The "typical" Traditionalist young woman, is, of course, a saint.
That's off topic for this thread, but you can certainly start a discussion on that if you like. Just start a new thread, maybe in the men's forum.
I was just saying that to make a point, not to slight women. Traditional gender roles (like everything else) in our society have been thrust into confusion, so it is only natural that those of us sympathetic to age before the upheaval should want to impose, even to the point of absurdity, harsh, categorical thinking and generalizations. This isn't restricted to one sex, and it isn't a problem confined to gender, either, but we see it in our understandings of politics, wealth, race, and nearly everything else before us.
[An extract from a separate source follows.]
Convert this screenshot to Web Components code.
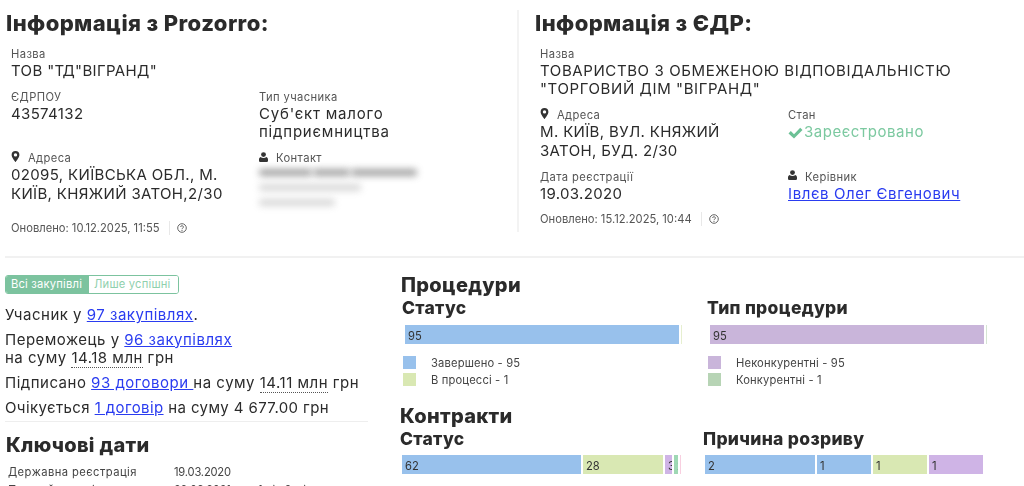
<!DOCTYPE html>
<html lang="uk"><head><meta charset="utf-8"><title>Профіль учасника</title>
<style>
html,body{margin:0;padding:0;background:#fff;height:486px;overflow:hidden}
body{font-family:Inter,"Open Sans",sans-serif;color:#2b2b2b;--ls:.35px}
</style></head><body>
<x-page>
  <x-top>
    <x-panel slot="left" title="Інформація з Prozorro:" updated="Оновлено: 10.12.2025, 11:55" gap="14">
      <x-field label="Назва" wide>ТОВ "ТД"ВІГРАНД"</x-field>
      <x-field label="ЄДРПОУ">43574132</x-field>
      <x-field label="Тип учасника" style="--ls:.8px">Суб'єкт малого підприємництва</x-field>
      <x-field label="Адреса" icon="pin">02095, КИЇВСЬКА ОБЛ., М. КИЇВ, КНЯЖИЙ ЗАТОН,2/30</x-field>
      <x-field label="Контакт" icon="user"><x-blurred></x-blurred></x-field>
    </x-panel>
    <x-panel slot="right" title="Інформація з ЄДР:" updated="Оновлено: 15.12.2025, 10:44" gap="9">
      <x-field label="Назва" wide style="--ls:.6px">ТОВАРИСТВО З ОБМЕЖЕНОЮ ВІДПОВІДАЛЬНІСТЮ "ТОРГОВИЙ ДІМ "ВІГРАНД"</x-field>
      <x-field label="Адреса" icon="pin">М. КИЇВ, ВУЛ. КНЯЖИЙ ЗАТОН, БУД. 2/30</x-field>
      <x-field label="Стан" style="--ls:.55px"><x-status>Зареєстровано</x-status></x-field>
      <x-field label="Дата реєстрації">19.03.2020</x-field>
      <x-field label="Керівник" icon="user" style="--ls:.6px"><a href="#" style="color:#2a3cf0">Івлєв Олег Євгенович</a></x-field>
    </x-panel>
  </x-top>
  <x-bottom>
    <x-summary slot="left"></x-summary>
    <x-charts slot="right"></x-charts>
  </x-bottom>
</x-page>
<script>
const ICONS={
 pin:'<svg width="9" height="11" viewBox="0 0 10 13"><path fill="#333" fill-rule="evenodd" d="M5 0a4.6 4.6 0 0 0-4.6 4.6C.4 7.6 5 13 5 13s4.6-5.4 4.6-8.4A4.6 4.6 0 0 0 5 0Zm0 6.6a2 2 0 1 1 0-4 2 2 0 0 1 0 4Z"/></svg>',
 user:'<svg width="9" height="10" viewBox="0 0 10 11"><circle cx="5" cy="2.8" r="2.7" fill="#333"/><path fill="#333" d="M1.8 5.5C.6 5.9 0 7 0 8.4V10c0 .5.4 1 1 1h8c.6 0 1-.5 1-1V8.4c0-1.4-.6-2.5-1.8-2.9C7.400 6.200 6.300 6.700 5 6.700S2.600 6.200 1.800 5.500Z"/></svg>'
};
function def(name,css,html){
 customElements.define(name,class extends HTMLElement{
  constructor(){super();this.attachShadow({mode:'open'})}
  connectedCallback(){
   const h=typeof html==='function'?html(this):html;
   this.shadowRoot.innerHTML='<style>'+css+'</style>'+h;
  }
 });
}
def('x-page',':host{display:block;width:1024px;height:486px;overflow:hidden;filter:blur(.3px)}','<slot></slot>');
def('x-top',`:host{display:flex;height:248px;padding-top:8px;margin-left:5px;border-bottom:2px solid #f1f1f1}
 .l{width:512px;flex:none}.r{flex:1;margin-top:2px;height:222px;border-left:2px solid #f3f3f3}`,
 '<div class="l"><slot name="left"></slot></div><div class="r"><slot name="right"></slot></div>');
def('x-panel',`:host{display:block}
 h2{margin:0;padding-left:1px;font:800 22px/30px Inter,sans-serif;color:#2b2b2b;letter-spacing:.4px}
 .grid{display:grid;grid-template-columns:248px 1fr;row-gap:9.5px;padding-left:6px;margin-top:9px}
 .up{display:flex;align-items:center;padding-left:6px;font-size:11.2px;line-height:14px;color:#555;letter-spacing:0}
 .sep{width:1px;height:14px;background:#e8e8e8;margin:0 7px 0 9px}
 svg{display:block}
 :host([slot=right]) h2{margin-top:-2px;padding-left:16px}
 :host([slot=right]) .grid{padding-left:21px}
 :host([slot=right]) .up{padding-left:21px}`,
 el=>`<h2>${el.getAttribute('title')}</h2><div class="grid"><slot></slot></div>
 <div class="up" style="margin-top:${el.getAttribute('gap')}px">${el.getAttribute('updated')}<span class="sep"></span>
 <svg width="10" height="10" viewBox="0 0 10 10"><circle cx="5" cy="5" r="4.3" fill="none" stroke="#555" stroke-width=".9"/><path d="M3.600 4a1.400 1.300 0 1 1 2 1.200C5.100 5.500 5 5.700 5 6.200" fill="none" stroke="#555" stroke-width=".9"/><circle cx="5" cy="7.500" r=".6" fill="#555"/></svg></div>`);
def('x-field',`:host{display:block;min-width:0}:host([wide]){grid-column:1/-1}
 .lb{display:flex;align-items:center;gap:8px;font-size:11.2px;line-height:14px;margin-bottom:1px;color:#555;letter-spacing:.4px}
 .lb svg{display:block;margin-top:-3px}
 .v{font-size:15px;line-height:18.4px;color:#2b2b2b;letter-spacing:var(--ls)}
 :host(:not([wide])) .v{max-width:215px}`,
 el=>`<div class="lb">${el.getAttribute('icon')?ICONS[el.getAttribute('icon')]:''}<span>${el.getAttribute('label')}</span></div><div class="v"><slot></slot></div>`);
def('x-blurred',`:host{display:block;height:38px;padding-top:3px}
 .r{display:flex;gap:1px;margin-bottom:8px}
 i{display:block;background:#8a8a8a;height:7px;border-radius:3px;filter:blur(3.6px);opacity:.8}
 .s{background:#a8a8a8;opacity:.45}`,
 '<div class="r"><i style="width:53px"></i><i style="width:37px"></i><i style="width:66px"></i></div><div class="r"><i class="s" style="width:102px"></i></div><div class="r"><i class="s" style="width:76px"></i></div>');
def('x-status',`:host{display:flex;align-items:center;gap:1px;color:#7cc9a0}`,
 '<svg width="15" height="12" viewBox="0 0 15 12"><path fill="#6cc196" d="M.5 6.400 2.800 4.100 6 7.300 12.200.8l2.300 2.300L6 11.500z"/></svg><slot></slot>');
def('x-bottom',`:host{display:flex;margin-left:5px}
 .l{width:363px;flex:none;margin-right:32px}.r{flex:1}`,
 '<div class="l"><slot name="left"></slot></div><div class="r"><slot name="right"></slot></div>');
def('x-toggle',`:host{display:inline-flex;height:19px;box-sizing:border-box;border:1.500px solid #7cc39f;border-radius:3px;font-size:11.2px;line-height:16px;overflow:hidden;letter-spacing:.2px}
 span{padding:0 5px;display:block}.a{background:#7cc39f;color:#fff;width:73px}.b{color:#8fd0ad;background:#fff;width:79px}`,
 '<span class="a">Всі закупівлі</span><span class="b">Лише успішні</span>');
def('x-summary',`:host{display:block;padding-top:14px;--ls:.5px}
 p{margin:0 0 6px;font-size:15px;line-height:18.700px;letter-spacing:var(--ls)}
 a{color:#2a3cf0}
 .d{border-bottom:1px dotted #555}
 .t{padding-top:12px}
 hr{border:0;border-top:1px solid #eee;margin:-3px 0 0}
 h3{margin:9.500px 0 0;padding-left:1px;font:800 20px/28px Inter,sans-serif;letter-spacing:.3px}
 table{border-collapse:collapse;margin-top:4px;font-size:11.200px;color:#444}
 td{padding:0 0 0 3px;height:18px}
 td:first-child{width:163px;letter-spacing:.45px}td:nth-child(2){width:81px;letter-spacing:-.2px}`,
 `<x-toggle></x-toggle>
 <div class="t"></div>
 <p>Учасник у <a href="#">97 закупівлях</a>.</p>
 <p>Переможець у <a href="#">96 закупівлях</a><br>на суму <span class="d">14.18 млн</span> грн</p>
 <p>Підписано <a href="#">93 договори </a>на суму <span class="d">14.11 млн</span> грн</p>
 <p style="--ls:.4px">Очікується <a href="#">1 договір</a> на суму 4 677.00 грн</p>
 <hr>
 <h3>Ключові дати</h3>
 <table><tr><td>Державна реєстрація</td><td>19.03.2020</td><td></td></tr><tr><td>Перший договір</td><td>22.06.2021</td><td>1 рік 3 міс.</td></tr></table>`);
def('x-bar',`:host{display:flex;height:21px;width:var(--w,276px)}
 div{box-sizing:border-box;border:1px solid #fff;font-size:11.200px;line-height:22px;padding-left:3px;overflow:hidden;color:#333;flex:none}
 .thin{padding:0;border-width:1px 0 1px 1px;width:2px}`,
 el=>JSON.parse(el.getAttribute('data')).map(([w,c,t])=>`<div ${w<3?'class="thin"':''} style="width:${w}px;background:${c}">${t}</div>`).join(''));
def('x-legend',`:host{display:block;margin-top:9px}
 .r{display:flex;height:17px;align-items:center;font-size:11.200px;color:#444;letter-spacing:.15px}
 i{width:13px;height:13px;margin-right:15px;flex:none}`,
 el=>JSON.parse(el.getAttribute('data')).map(([c,t])=>`<div class="r"><i style="background:${c}"></i>${t}</div>`).join(''));
def('x-chart',`:host{display:block}
 h4{margin:0;font:800 17.500px/22px Inter,sans-serif;letter-spacing:.3px}
 .body{margin-top:5px}`,
 el=>`<h4>${el.getAttribute('title')}</h4><div class="body"><slot></slot></div>`);
def('x-charts',`:host{display:block;padding-top:16px}
 h3{margin:0;font:800 20px/23px Inter,sans-serif;letter-spacing:.3px}
 .g{display:flex}
 .a{width:305px;flex:none}`,
 `<h3 style="margin-left:1px">Процедури</h3>
 <div class="g" style="height:108px">
  <div class="a" style="padding-left:2px;box-sizing:border-box"><x-chart title="Статус">
    <div style="margin-left:2px"><x-bar data='[[276,"#98c1ec","95"],[2,"#e6efd0",""]]'></x-bar>
    <x-legend style="margin-left:-1px" data='[["#98c1ec","Завершено - 95"],["#d9e8b3","В процессі - 1"]]'></x-legend></div></x-chart></div>
  <div style="padding-left:2px"><x-chart title="Тип процедури">
    <div style="margin-left:2px"><x-bar data='[[276,"#c9b5da","95"],[2,"#d5e5d3",""]]'></x-bar>
    <x-legend style="margin-left:-1px" data='[["#c9b5da","Неконкурентні - 95"],["#b7d4b5","Конкурентні - 1"]]'></x-legend></div></x-chart></div>
 </div>
 <h3>Контракти</h3>
 <div class="g">
  <div class="a"><x-chart title="Статус"><div style="margin:-1px 0 0 1px"><x-bar data='[[181,"#98c1ec","62"],[82,"#d9e8b3","28"],[9,"#cfb4e6","3"],[6,"#9ed8b4","2"],[2,"#f8cfe0",""]]'></x-bar></div></x-chart></div>
  <div style="margin-left:-2px"><x-chart title="Причина розриву"><div style="margin:-1px 0 0 1px"><x-bar data='[[112,"#98c1ec","2"],[56,"#98c1ec","1"],[56,"#d9e8b3","1"],[56,"#cfb4e6","1"]]'></x-bar></div></x-chart></div>
 </div>`);
</script>
</body></html>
No man is "man" in the general, and no woman is "woman" in the general. Traditionalists seem to like to talk about the proper roles and attitudes of men and women, and generally regurgitate the same old "active versus passive," "logic versus emotion." ("Boys don't cry," etc.) To take these simplistic, binary formulae such as this and derive generalizations and idealizations is nothing short of oppressive, and the cynicism towards this sort of thought, I have to admit, makes the liberal approach to religion attractive in some respects.
In the Zohar, the phrase
עולם קטן is used to describe human nature, and it appears in the Midrash as well. It means "little world," and is the source of the famous phrase "To kill a single person is to destroy the entire world." That is to say the totality of creation is contained within the soul of man; man is the microcosm and the world, visible and invisible, is the macrocosm. We would do better, I think, to experience people as individuals, as distinct totalities, beyond the grasp of generalization and abstraction, than to regress into categorical thinking.